Sur les cartes britanniques, le rouge était un rappel de la bannière anglaise, il représentait la volonté de sacrifice au nom du devoir et tout le sang versé au nom de l’Empire. Même l’Afrique du Sud était alors encore en rouge rosé, dominion au même titre que le Canada, l’Australie et la Nouvelle-Zélande, des lieux que les Européens avaient investis en parcourant la moitié du monde pour trouver un peu de paix et de prospérité. Le vert sombre était une plaisanterie aux dépens des Français, qui évoquait les pâturages élyséens quand l’essentiel du territoire sur lequel ils régnaient était soit désertique ou semi-désertique, soit couvert par la forêt équatoriale, autant d’étendues inutilement gagnées par les armes et un orgueil démesuré. Le violet était réservé à l’inquiète estime de soi des Portugais et à leur passion pour la monarchie, la religion et les symboles de la domination, quand durant l’essentiel des siècles de leur occupation coloniale ils avaient dévasté ces terres avec la pire brutalité, détruisant et incendiant, déplaçant des millions d’hommes et de femmes vers les plantations du Brésil pour y servir d’esclaves. Le brun, enfin, était la couleur de l’impassible et cynique efficacité des Belges, qui prirent part aux festivités plus tard mais dont le cadeau qu’ils laissèrent aux peuples sous leur joug se révéla être sans comparaison aucune avec celui des autres grandes puissances de cette époque étriquée.
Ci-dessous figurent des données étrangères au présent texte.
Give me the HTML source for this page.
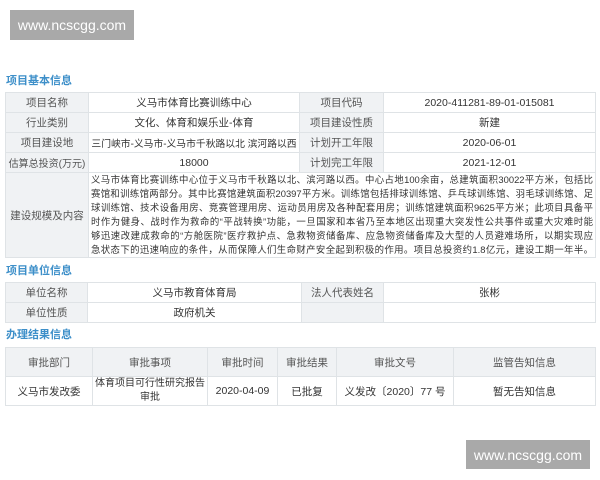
<!DOCTYPE html>
<html><head><meta charset="utf-8"><style>
*{margin:0;padding:0;box-sizing:border-box}
body{width:600px;height:480px;background:#fff;position:relative;overflow:hidden;font-family:"Liberation Sans","Noto Sans CJK SC",sans-serif;color:#333;font-size:10.5px}
.wm{position:absolute;background:#a9a9a9;color:#fff;font-size:14px;display:flex;align-items:center;justify-content:center}
.h{position:absolute;left:6px;color:#3d8fc9;font-size:11px;font-weight:bold}
table{position:absolute;left:5px;width:591px;border-collapse:collapse;table-layout:fixed}
td{border:1px solid #dfe3e6;text-align:center;padding:0;white-space:nowrap;overflow:hidden}
td.l{background:#f0f2f4;color:#555}
.big{vertical-align:middle;padding:0 3px 0 2px}
.big div{width:502px;overflow:hidden;white-space:nowrap;text-align:justify;text-align-last:justify;font-size:9.4px;line-height:14px}
</style></head><body>
<div class="wm" style="left:10px;top:10px;width:124px;height:30px">www.ncscgg.com</div>
<div class="h" style="top:72px">项目基本信息</div>
<table style="top:92px">
<colgroup><col style="width:83px"><col style="width:211px"><col style="width:84px"><col></colgroup>
<tr style="height:20px"><td class="l">项目名称</td><td>义马市体育比赛训练中心</td><td class="l">项目代码</td><td>2020-411281-89-01-015081</td></tr>
<tr style="height:20px"><td class="l">行业类别</td><td>文化、体育和娱乐业-体育</td><td class="l">项目建设性质</td><td>新建</td></tr>
<tr style="height:20px"><td class="l">项目建设地</td><td style="font-size:9.8px">三门峡市-义马市-义马市千秋路以北 滨河路以西</td><td class="l">计划开工年限</td><td>2020-06-01</td></tr>
<tr style="height:20px"><td class="l" style="font-size:10px">估算总投资(万元)</td><td>18000</td><td class="l">计划完工年限</td><td>2021-12-01</td></tr>
<tr style="height:84px"><td class="l">建设规模及内容</td><td colspan="3" class="big">
<div>义马市体育比赛训练中心位于义马市千秋路以北、滨河路以西。中心占地100余亩，总建筑面积30022平方米，包括比</div>
<div>赛馆和训练馆两部分。其中比赛馆建筑面积20397平方米。训练馆包括排球训练馆、乒乓球训练馆、羽毛球训练馆、足</div>
<div>球训练馆、技术设备用房、竞赛管理用房、运动员用房及各种配套用房；训练馆建筑面积9625平方米；此项目具备平</div>
<div>时作为健身、战时作为救命的“平战转换”功能，一旦国家和本省乃至本地区出现重大突发性公共事件或重大灾难时能</div>
<div>够迅速改建成救命的“方舱医院”医疗救护点、急救物资储备库、应急物资储备库及大型的人员避难场所，以期实现应</div>
<div>急状态下的迅速响应的条件，从而保障人们生命财产安全起到积极的作用。项目总投资约1.8亿元，建设工期一年半。</div>
</td></tr>
</table>
<div class="h" style="top:262px">项目单位信息</div>
<table style="top:282px">
<colgroup><col style="width:82px"><col style="width:214px"><col style="width:82px"><col></colgroup>
<tr style="height:20px"><td class="l">单位名称</td><td>义马市教育体育局</td><td class="l">法人代表姓名</td><td>张彬</td></tr>
<tr style="height:20px"><td class="l">单位性质</td><td>政府机关</td><td class="l"></td><td></td></tr>
</table>
<div class="h" style="top:326px">办理结果信息</div>
<table style="top:347px">
<colgroup><col style="width:87px"><col style="width:115px"><col style="width:70px"><col style="width:59px"><col style="width:117px"><col></colgroup>
<tr style="height:29px"><td class="l">审批部门</td><td class="l">审批事项</td><td class="l">审批时间</td><td class="l">审批结果</td><td class="l">审批文号</td><td class="l">监管告知信息</td></tr>
<tr style="height:29px"><td>义马市发改委</td><td style="line-height:14px;font-size:10px">体育项目可行性研究报告<br>审批</td><td>2020-04-09</td><td>已批复</td><td>义发改〔2020〕77 号</td><td>暂无告知信息</td></tr>
</table>
<div class="wm" style="left:466px;top:440px;width:124px;height:29px">www.ncscgg.com</div>
</body></html>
Leur legs au Congo et au Rwanda laisserait encore pour longtemps souillés les rivières et les lacs. Les Espagnols aussi avaient leurs territoires, en jaune sur les cartes britanniques comme un rappel de la couleur de leur drapeau et de leur obsession de l’or à piller. Plus tard dans cette décennie, les couleurs allaient pâlir et passer au rose, au vert pâle, au mauve et au beige. Peut-être était-ce le signe d’un renoncement à l’autorité coloniale, une évolution vers l’autonomie, la situation est en main, tout passe tout lasse.
La carte des années 1950 montrait aussi les exceptions à la domination européenne. L’Égypte était indépendante et en proie à l’agitation depuis 1922, mais sans autre choix que d’accueillir sur son territoire l’armée de terre, l’aviation et la marine britanniques. Le Libéria, qui ne fut jamais officiellement une colonie, avait été créé pour devenir la terre où les esclaves africains affranchis pouvaient revenir des États-Unis d’Amérique afin d’y construire une Nouvelle Jérusalem, et quel beau travail ils avaient fait là. L’Éthiopie avait tenu bon à deux reprises face à des Italiens enclins à la pagaille. Au XIXe siècle, quand toutes les armées d’Europe qui le souhaitaient étaient autorisées à s’emparer d’un bout d’Afrique et à assassiner par milliers ses habitants, l’armée de l’empereur Ménélik battit les Italiens à Adoua. Il est clair que c’est une farce qui a conduit à cette défaite inutile, même si certaines autorités en accordent le crédit à Rimbaud, qui fut trafiquant d’armes pour le compte de l’empereur. Plus tard, les armées de Mussolini furent expulsées par les francs-tireurs, les Britanniques et les forces coloniales africaines, dont l’oncle Habib faisait partie. Puis il y avait le Soudan, une dictature militaire indépendante depuis 1952 ; et la Libye, royaume théocratique sous protection britannique depuis 1951. C’étaient des situations à part, à propos desquelles une telle carte n’avait rien à dire. Pour le reste, tout était aux mains de la mission civilisatrice, depuis Le Cap jusqu’à Tanger, en passant par toute l’Afrique de l’Est, où se sont déroulés les événements qui nous occupent ici. 
 

Au cours des mois suivants, j’ai commencé à me considérer comme un exclu, un exilé. Je donne l’impression que tout a été progressif, et il est vrai qu’il m’a fallu deux mois pour arriver à évaluer ma situation, mais j’avais tout senti beaucoup plus tôt. La lettre dans laquelle mon père m’enjoignait de ne pas revenir m’avait sonné, paralysé, réduit au silence et paniqué. Que voulait-il dire exactement par là ? Où irais-je si je ne rentrais pas au pays ? Où pouvais-je aller ? Ce n’est qu’une fois cette peur panique retombée, lorsque les jours passèrent sans apporter de répit dans l’inquiétude, aucun nouveau courrier ne venant annuler le premier, que je cherchai les mots pour expliquer ce qui s’était passé, des mots que je me murmurai en secret dans la honte et l’autodérision. Pour la première fois depuis que j’étais arrivé en Angleterre, je me sentais un étranger. Je le compris, je m’étais cru à mi-chemin de mon voyage, entre l’aller et le retour, réalisant un projet avant de retourner chez moi, mais brusquement j’ai craint que le voyage ne s’arrête là et que je n’aie à passer toute ma vie en Angleterre, étranger au milieu de nulle part.